A recently deciphered 4,000-year-old clay tablet from ancient Mesopotamia — modern-day Iraq — reveals striking new details about the roots of the Old Testament tale of Noah.

It tells a similar story, complete with detailed instructions for building a giant round vessel known as a coracle — as well as the key instruction that animals should enter “two by two.”

The tablet went on display at the British Museum on Friday, and soon engineers will follow its instructions to see whether the vessel could actually have sailed.

The boat is also the subject of a new book, “The Ark Before Noah,” by Irving Finkel, the museum’s assistant keeper of the Middle East and the man who translated the tablet.

Finkel got hold of it a few years ago when a man brought in a damaged tablet his father had acquired in the Middle East after World War II. It was light brown and covered in the jagged cuneiform script of the ancient Mesopotamians.

It turned out, Finkel said Friday, to be “one of the most important human documents ever discovered.”

“It was really a heart-stopping moment — the discovery that the boat was to be a round boat,” said Finkel. “That was a real surprise.”

And yet, Finkel said, a round boat makes sense.
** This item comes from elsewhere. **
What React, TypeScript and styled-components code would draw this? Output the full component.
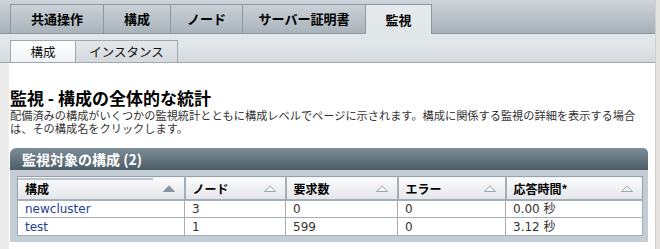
import styled, { createGlobalStyle } from "styled-components";

const GlobalStyle = createGlobalStyle`
  html, body {
    margin: 0;
    padding: 0;
    background: #ffffff;
  }
  body {
    font-family: "DejaVu Sans", "Noto Sans CJK JP", sans-serif;
    color: #222;
  }
`;

const mainTabs = [
  { label: "共通操作", width: 94 },
  { label: "構成", width: 68 },
  { label: "ノード", width: 73 },
  { label: "サーバー証明書", width: 124 },
  { label: "監視", width: 67, active: true },
];

const subTabs = [
  { label: "構成", width: 66, active: true },
  { label: "インスタンス", width: 103 },
];

interface Column {
  label: string;
  width: number;
  sorted?: boolean;
}

const columns: Column[] = [
  { label: "構成", width: 167, sorted: true },
  { label: "ノード", width: 101 },
  { label: "要求数", width: 112 },
  { label: "エラー", width: 108 },
  { label: "応答時間*", width: 137 },
];

const rows = [
  { name: "newcluster", nodes: "3", requests: "0", errors: "0", time: "0.00 秒" },
  { name: "test", nodes: "1", requests: "599", errors: "0", time: "3.12 秒" },
];

const SortIcon = ({ filled }: { filled?: boolean }) => (
  <svg width="12" height="7" viewBox="0 0 12 7">
    <polygon
      points="0.5,6.5 6,0.8 11.5,6.5"
      fill={filled ? "#8895a0" : "#f4f6f7"}
      stroke={filled ? "#8895a0" : "#9aa6b0"}
      strokeWidth="1"
    />
  </svg>
);

const App = () => {
  return (
    <>
      <GlobalStyle />
      <Frame>
        <Page>
          <TabBar>
            {mainTabs.map((t) => (
              <Tab key={t.label} $width={t.width} $active={t.active}>
                {t.label}
              </Tab>
            ))}
          </TabBar>
          <SubBar>
            {subTabs.map((t) => (
              <SubTab key={t.label} $width={t.width} $active={t.active}>
                {t.label}
              </SubTab>
            ))}
          </SubBar>
          <Content>
            <Title>監視 - 構成の全体的な統計</Title>
            <Description>
              <DescLine>
                配備済みの構成がいくつかの監視統計とともに構成レベルでページに示されます。構成に関係する監視の詳細を表示する場合
              </DescLine>
              <DescLine>は、その構成名をクリックします。</DescLine>
            </Description>
            <Panel>
              <PanelHeader>監視対象の構成 (2)</PanelHeader>
              <PanelBody>
                <Table>
                  <colgroup>
                    {columns.map((c) => (
                      <col key={c.label} style={{ width: c.width }} />
                    ))}
                  </colgroup>
                  <thead>
                    <tr>
                      {columns.map((c) => (
                        <HeadCell key={c.label} $sorted={c.sorted}>
                          <HeadInner>
                            <span>{c.label}</span>
                            <SortIcon filled={c.sorted} />
                          </HeadInner>
                        </HeadCell>
                      ))}
                    </tr>
                  </thead>
                  <tbody>
                    {rows.map((r) => (
                      <tr key={r.name}>
                        <Cell>
                          <NameLink href="#">{r.name}</NameLink>
                        </Cell>
                        <Cell>{r.nodes}</Cell>
                        <Cell>{r.requests}</Cell>
                        <Cell>{r.errors}</Cell>
                        <Cell>{r.time}</Cell>
                      </tr>
                    ))}
                  </tbody>
                </Table>
              </PanelBody>
            </Panel>
          </Content>
        </Page>
        <EdgeStrip />
      </Frame>
    </>
  );
};

const Frame = styled.div`
  display: flex;
  width: 660px;
  height: 249px;
  overflow: hidden;
`;

const Page = styled.div`
  width: 655px;
  display: flex;
  flex-direction: column;
`;

const EdgeStrip = styled.div`
  flex: 1;
  background: #e6e4e1;
  border-left: 1px solid #d2d0cc;
`;

const TabBar = styled.div`
  display: flex;
  align-items: flex-end;
  box-sizing: border-box;
  height: 34px;
  padding: 4px 0 0 10px;
  background: linear-gradient(#cfd5da, #a6b0b9);
  border-bottom: 1px solid #8d99a3;
`;

const Tab = styled.div<{ $width: number; $active?: boolean }>`
  box-sizing: border-box;
  width: ${(p) => p.$width}px;
  height: ${(p) => (p.$active ? 30 : 29)}px;
  margin-right: -1px;
  margin-bottom: ${(p) => (p.$active ? -1 : 0)}px;
  display: flex;
  align-items: center;
  justify-content: center;
  padding-bottom: 1px;
  border: 1px solid #8d99a3;
  border-bottom: none;
  background: ${(p) =>
    p.$active ? "linear-gradient(#e6eaed, #e1e6e9)" : "linear-gradient(#cbd2d7, #a9b3bb)"};
  position: relative;
  z-index: ${(p) => (p.$active ? 1 : 0)};
  font-family: "Noto Sans CJK JP", sans-serif;
  font-size: 13px;
  font-weight: 700;
  color: #000;
`;

const SubBar = styled.div`
  display: flex;
  align-items: flex-end;
  box-sizing: border-box;
  height: 29px;
  padding: 5px 0 0 10px;
  background: linear-gradient(#e3e8eb 0%, #e0e5e8 45%, #d2d9de 100%);
  border-bottom: 1px solid #9ea9b2;
`;

const SubTab = styled.div<{ $width: number; $active?: boolean }>`
  box-sizing: border-box;
  width: ${(p) => p.$width}px;
  height: 23px;
  margin-right: -1px;
  margin-bottom: -1px;
  display: flex;
  align-items: center;
  justify-content: center;
  border: 1px solid #9ea9b2;
  background: ${(p) =>
    p.$active ? "linear-gradient(#ffffff, #eef1f3)" : "linear-gradient(#e3e7ea, #d3d9dd)"};
  font-family: "Noto Sans CJK JP", sans-serif;
  font-size: 12.5px;
  color: #111;
`;

const Content = styled.div`
  flex: 1;
  display: flex;
  flex-direction: column;
  padding: 25px 7px 0 10px;
  box-shadow: inset 9px 0 0 #ebebeb;
`;

const Title = styled.h1`
  margin: 0;
  font-family: "Noto Sans CJK JP", sans-serif;
  font-size: 17px;
  line-height: 20px;
  font-weight: 700;
  color: #000;
`;

const Description = styled.div`
  margin-top: 2px;
  display: flex;
  flex-direction: column;
  font-family: "Liberation Sans", "Noto Sans CJK JP", sans-serif;
  font-size: 11.2px;
  color: #333;
`;

const DescLine = styled.div`
  height: 13px;
  line-height: 13px;
  white-space: nowrap;
`;

const Panel = styled.div`
  margin-top: 12px;
  width: 638px;
`;

const PanelHeader = styled.div`
  height: 22px;
  box-sizing: border-box;
  padding: 1px 0 0 12px;
  border-radius: 6px 5px 0 0;
  background: linear-gradient(#7e8e99, #4c5d68);
  font-family: "Noto Sans CJK JP", sans-serif;
  font-size: 14px;
  line-height: 20px;
  font-weight: 700;
  color: #fff;
`;

const PanelBody = styled.div`
  background: #c4cdd3;
  padding: 6px 6px 6px 7px;
`;

const Table = styled.table`
  width: 625px;
  border-collapse: collapse;
  table-layout: fixed;
  background: #fff;
  border: 1px solid #95a1ab;
`;

const HeadCell = styled.th<{ $sorted?: boolean }>`
  height: 23px;
  padding: 0 9px 0 7px;
  box-sizing: border-box;
  text-align: left;
  background: linear-gradient(#fbfbfc, #e3e6e9);
  border-left: 2px solid #a4aeb7;
  border-bottom: 2px solid #a4aeb7;
  position: relative;
  font-family: "Noto Sans CJK JP", sans-serif;
  font-size: 12px;
  font-weight: 700;
  color: #000;

  &:first-child {
    border-left: none;
  }

  &::before {
    content: "";
    display: ${(p) => (p.$sorted ? "block" : "none")};
    position: absolute;
    left: 0;
    top: 1px;
    width: 135px;
    height: 2px;
    background: #bcc3ca;
  }
`;

const HeadInner = styled.div`
  display: flex;
  align-items: center;
  justify-content: space-between;
  padding-top: 2px;
`;

const Cell = styled.td`
  height: 18px;
  padding: 0 7px;
  box-sizing: border-box;
  border: 1px solid #a4aeb7;
  font-family: "DejaVu Sans", "Noto Sans CJK JP", sans-serif;
  font-size: 12px;
  line-height: 16px;
  color: #333;
  white-space: nowrap;
`;

const NameLink = styled.a`
  color: #1f3f94;
  text-decoration: none;
`;

export default App;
Coracles were widely used as river taxis in ancient Iraq and are perfectly designed to bob along on raging floodwaters.

Other experts said Finkel was not simply indulging in book-promotion hype. David Owen, professor of ancient Near Eastern studies at Cornell University, said he had come upon “an extraordinary discovery.”

Elizabeth Stone, an expert on the antiquities of ancient Mesopotamia at New York’s Stony Brook University, said it made sense that ancient Mesopotamians would depict their mythological ark as round. “People are going to envision the boat however people envision boats where they are,” she said.

The tablet records a Mesopotamian god’s instructions for building a giant vessel two-thirds the size of a soccer field. It was made of rope reinforced with wooden ribs and coated in bitumen.

Finkel said the boat-building orders appear sound but he doesn’t yet know whether it would have floated. A television documentary later this year will follow attempts to build the ark according to the ancient manual.

The flood story recurs in later Mesopotamian writings, including the “Epic of Gilgamesh.” These versions lack the technical instructions — cut out, Finkel believes, because they got in the way of the storytelling.

Finkel is aware his discovery may cause consternation among believers in the biblical story. When 19th century British Museum scholars first learned from cuneiform tablets that the Babylonians had a flood myth, they were disturbed by its striking similarities to the story of Noah.

Finkel has no doubts. “I’m sure the story of the flood and a boat to rescue life is a Babylonian invention,” he said.

He believes the tale was likely passed on to the Jews during their exile in Babylon in the sixth century B.C.

And he doesn’t think the tablet provides evidence that the ark described in the Bible existed. He said it is more likely that a devastating real flood made its way into folk memory and has remained there ever since.

“I don’t think the ark existed, but a lot of people do,” he said. “It doesn’t really matter. The biblical version is a thing of itself, and it has a vitality forever.”